With this in mind, states need to clarify any regularization opportunity in the medium and longer-term in order to ensure a meaningful and effective case-processing on an individual basis. Once the temporary protection regime ends, national and EU relevant immigration rules will apply. Those choosing to apply for asylum will have their cases assessed under the definition of ‘Refugee and Subsidiary Protection’ as provided for by the EU qualification directive. The general procedural rules will apply as well, together with the EU Dublin regulation, indicating states’ responsibility for processing the individual’s demand. The Dublin rules generally assign responsibility to the Member State that issued a residence permit to the foreigner – such as the TP-related residency permit. The TPD includes some unclear additional rules, shifting the responsibility to the state which has accepted the transfer of the person onto its territory (Article 18, TPD). Without further elaboration of this ambiguous wording, redistribution and case responsibility might become a point of contention.
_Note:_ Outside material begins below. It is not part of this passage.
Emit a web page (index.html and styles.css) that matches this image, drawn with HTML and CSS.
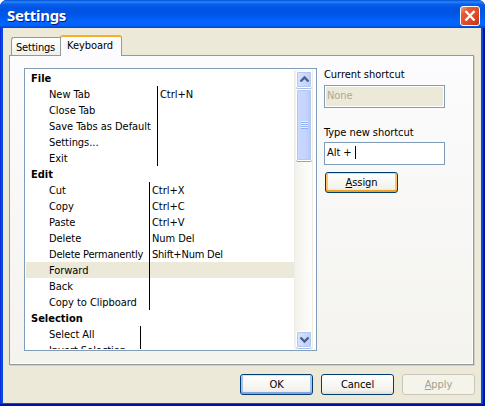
FILE: index.html
```
<!DOCTYPE html>
<html lang="en">
<head>
<meta charset="utf-8">
<title>Settings</title>
<link rel="stylesheet" href="styles.css">
</head>
<body>
<div class="window">
  <header class="titlebar">
    <h1>Settings</h1>
    <button class="close" aria-label="Close"><svg width="18" height="18" viewBox="0 0 18 18"><path d="M4.500 4l9 9.500M13.500 4l-9 9.500" stroke="#fff" stroke-width="2.300"/></svg></button>
  </header>
  <main class="client">
    <nav class="tabs">
      <div class="tab">Settings</div>
      <div class="tab active">Keyboard</div>
    </nav>
    <section class="panel">
      <div class="list">
        <div class="rows">
          <h2>File</h2>
          <div class="group file">
            <div class="row"><span>New Tab</span><span>Ctrl+N</span></div>
            <div class="row"><span>Close Tab</span><span></span></div>
            <div class="row"><span>Save Tabs as Default</span><span></span></div>
            <div class="row"><span>Settings...</span><span></span></div>
            <div class="row"><span>Exit</span><span></span></div>
          </div>
          <h2>Edit</h2>
          <div class="group edit">
            <div class="row"><span>Cut</span><span>Ctrl+X</span></div>
            <div class="row"><span>Copy</span><span>Ctrl+C</span></div>
            <div class="row"><span>Paste</span><span>Ctrl+V</span></div>
            <div class="row"><span>Delete</span><span>Num Del</span></div>
            <div class="row tight"><span>Delete Permanently</span><span>Shift+Num Del</span></div>
            <div class="row selected"><span>Forward</span><span></span></div>
            <div class="row"><span>Back</span><span></span></div>
            <div class="row"><span>Copy to Clipboard</span><span></span></div>
          </div>
          <h2>Selection</h2>
          <div class="group selection">
            <div class="row"><span>Select All</span><span></span></div>
            <div class="row"><span>Invert Selection</span><span></span></div>
          </div>
        </div>
        <div class="scrollbar">
          <div class="arrow"><svg width="15" height="15" viewBox="0 0 15 15"><path d="M3.500 9.500l4-4 4 4" fill="none" stroke="#4d6185" stroke-width="2.400"/></svg></div>
          <div class="thumb"><i></i></div>
          <div class="arrow down"><svg width="15" height="15" viewBox="0 0 15 15"><path d="M3.500 5.500l4 4 4-4" fill="none" stroke="#4d6185" stroke-width="2.400"/></svg></div>
        </div>
      </div>
      <div class="side">
        <label>Current shortcut</label>
        <div class="field disabled">None</div>
        <label class="second">Type new shortcut</label>
        <div class="field">Alt + <i class="caret"></i></div>
        <button class="btn hot"><span><u>A</u>ssign</span></button>
      </div>
    </section>
    <footer class="actions">
      <button class="btn default"><span>OK</span></button>
      <button class="btn"><span>Cancel</span></button>
      <button class="btn off"><span><u>A</u>pply</span></button>
    </footer>
  </main>
</div>
</body>
</html>
```
FILE: styles.css
```
* { box-sizing: border-box; }
body {
  margin: 0;
  background: #fff;
  font: 11px/16px "DejaVu Sans Condensed", "DejaVu Sans", sans-serif;
  font-stretch: condensed;
  letter-spacing: -0.05px;
  color: #000;
}
.window {
  width: 485px;
  height: 406px;
  padding: 0 4px 3px 3px;
  border-radius: 7px 7px 0 0;
  overflow: hidden;
  background: #0848e0;
  box-shadow: inset -2px -2px 0 #00139c, inset 1px 0 0 #0831d9;
}
.titlebar {
  display: flex;
  align-items: center;
  justify-content: space-between;
  height: 28px;
  margin: 0 -4px 0 -3px;
  padding: 2px 5px 0 7px;
  background: linear-gradient(#0050d8 0, #2a85f5 2px, #0a60ee 4px, #0054e3 8px, #0055e5 14px, #0262fb 21px, #0264ff 25px, #0050dd 27px, #0045c8 28px);
}
.titlebar h1 {
  margin: 0;
  font: bold 15px/20px "Noto Sans", sans-serif;
  letter-spacing: -0.3px;
  color: #fff;
  text-shadow: 1px 1px 0 #0a1883;
}
.close {
  display: block;
  width: 20px;
  height: 20px;
  margin-top: 1px;
  padding: 0;
  border: 1px solid #fff;
  border-radius: 3px;
  background: linear-gradient(135deg, #f0a08a 0, #e3593a 25%, #dc4a24 65%, #b8321a);
}
.close svg { display: block; }
.client {
  height: 375px;
  padding: 7px 7px 0 6px;
  background: #ece9d8;
}
.tabs {
  display: flex;
  align-items: flex-end;
  height: 21px;
  padding-left: 2px;
  margin-bottom: -1px;
}
.tab {
  height: 18px;
  width: 50px;
  margin-bottom: 1px;
  padding-left: 4px;
  line-height: 19px;
  letter-spacing: -0.2px;
  border: 1px solid #919b9c;
  border-width: 1px 0 0 1px;
  border-radius: 3px 0 0 0;
  background: linear-gradient(#fff, #f0f0ea);
}
.tab.active {
  position: relative;
  height: 21px;
  width: 62px;
  margin-left: -1px;
  margin-bottom: 0;
  padding-left: 6px;
  line-height: 17px;
  letter-spacing: -0.05px;
  border-width: 0 1px 0 1px;
  border-top: 2px solid #f5b029;
  border-radius: 3px 3px 0 0;
  background: #fcfcfe;
}
.panel {
  display: flex;
  gap: 7px;
  width: 465px;
  height: 310px;
  padding: 12px 0 0 14px;
  border: 1px solid #919b9c;
  background: linear-gradient(#fcfcfe, #f4f3ee);
  box-shadow: 1px 1px 0 #d3d0c2, inset -1px -1px 0 #fff;
}
.list {
  display: flex;
  width: 293px;
  height: 283px;
  padding: 1px;
  border: 1px solid #7f9db9;
  background: #fff;
}
.rows { width: 268px; overflow: hidden; }
.rows h2 {
  height: 16px;
  margin: 0;
  padding-left: 5px;
  font: bold 11px/18px "DejaVu Sans Condensed", "DejaVu Sans", sans-serif;
  font-stretch: condensed;
  letter-spacing: 0;
}
.row { display: flex; height: 16px; line-height: 18px; white-space: nowrap; }
.row span:first-child {
  padding-left: 23px;
  border-right: 1px solid #000;
  flex: none;
}
.row span:last-child { padding-left: 2px; }
.file .row span:first-child { width: 132px; }
.edit .row span:first-child { width: 124px; }
.selection .row span:first-child { width: 115px; }
.row.tight { letter-spacing: -0.22px; }
.selected { background: #ece9d8; }
.scrollbar {
  display: flex;
  flex-direction: column;
  width: 19px;
  padding: 0 1px;
  border: 1px solid #eeede5;
  border-width: 0 1px;
  background: linear-gradient(90deg, #f3f1ec, #fefefb);
}
.arrow, .thumb {
  width: 16px;
  border: 1px solid #fff;
  outline: 1px solid #b6c8f0;
  outline-offset: -2px;
  border-radius: 2px;
  background: linear-gradient(100deg, #dae4ff, #b9cdfb);
}
.arrow { height: 17px; margin: 1px 0; box-shadow: 0 1px 0 #a9bde6; }
.arrow svg { display: block; margin-left: -0.5px; }
.down { margin-top: auto; }
.thumb {
  display: flex;
  align-items: center;
  justify-content: center;
  height: 72px;
  background: linear-gradient(90deg, #cad8fd, #c5d4fc 60%, #b4c8f8);
  box-shadow: 0 1px 0 #8aa5dc;
}
.thumb i {
  width: 7px;
  height: 8px;
  background: repeating-linear-gradient(#eef4fe 0 1px, #8cb0f8 1px 2px);
}
.side { display: flex; flex-direction: column; }
.side label { height: 17px; line-height: 13px; }
.side label.second { margin-top: 18px; height: 16px; }
.field {
  width: 121px;
  height: 23px;
  padding: 1px 2px;
  border: 1px solid #7f9db9;
  background: #fff;
  line-height: 17px;
  white-space: pre;
}
.disabled {
  background: #ece9d8;
  color: #aca899;
  box-shadow: inset 0 0 0 1px #fff;
}
.caret {
  display: inline-block;
  width: 1px;
  height: 13px;
  vertical-align: -3px;
  background: #000;
}
.btn {
  width: 73px;
  height: 21px;
  padding: 1px 0 0;
  border: 1px solid #003c74;
  border-radius: 3px;
  background: linear-gradient(#fff, #f3f2ec 80%, #e2ded2);
  font: inherit;
  letter-spacing: inherit;
  line-height: 18px;
  color: #000;
}
.btn u { text-underline-offset: 1px; }
.hot { margin: 7px 0 0 1px; box-shadow: inset 0 1px 0 #fdd889, inset 0 -2px 0 #f0a325, inset 2px 0 0 #fbc761, inset -2px 0 0 #fbc761; }
.default { box-shadow: inset 0 1px 0 #cee7ff, inset 0 -2px 0 #86a4e4, inset 2px 0 0 #a9c3f0, inset -2px 0 0 #a9c3f0; }
.off { border-color: #c9c7ba; background: #f5f4ea; color: #a1a192; }
.actions {
  display: flex;
  justify-content: flex-end;
  gap: 8px;
  margin: 9px -1px 0 0;
}
```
Outside the asylum regime, it remains unclear whether or not the temporary measures would make more permanent residency permits available for beneficiaries. One example can be found outside the Union legal framework, namely in Norway. In case of mass flight, paragraph 34 of the Norwegian Immigration Act provides individuals with a one-year residency permit (renewable up to three years). A temporary permit may thereafter be granted, which in turn may provide the basis for a permanent residency permit. Surely, the management of the present crisis will test European principles and solidarity in the medium to long-term. In order for them to endure, protection needs of third-country national and medium-to-long-term solutions (other than return) would need to be seriously addressed long before the termination of the temporary protection regime.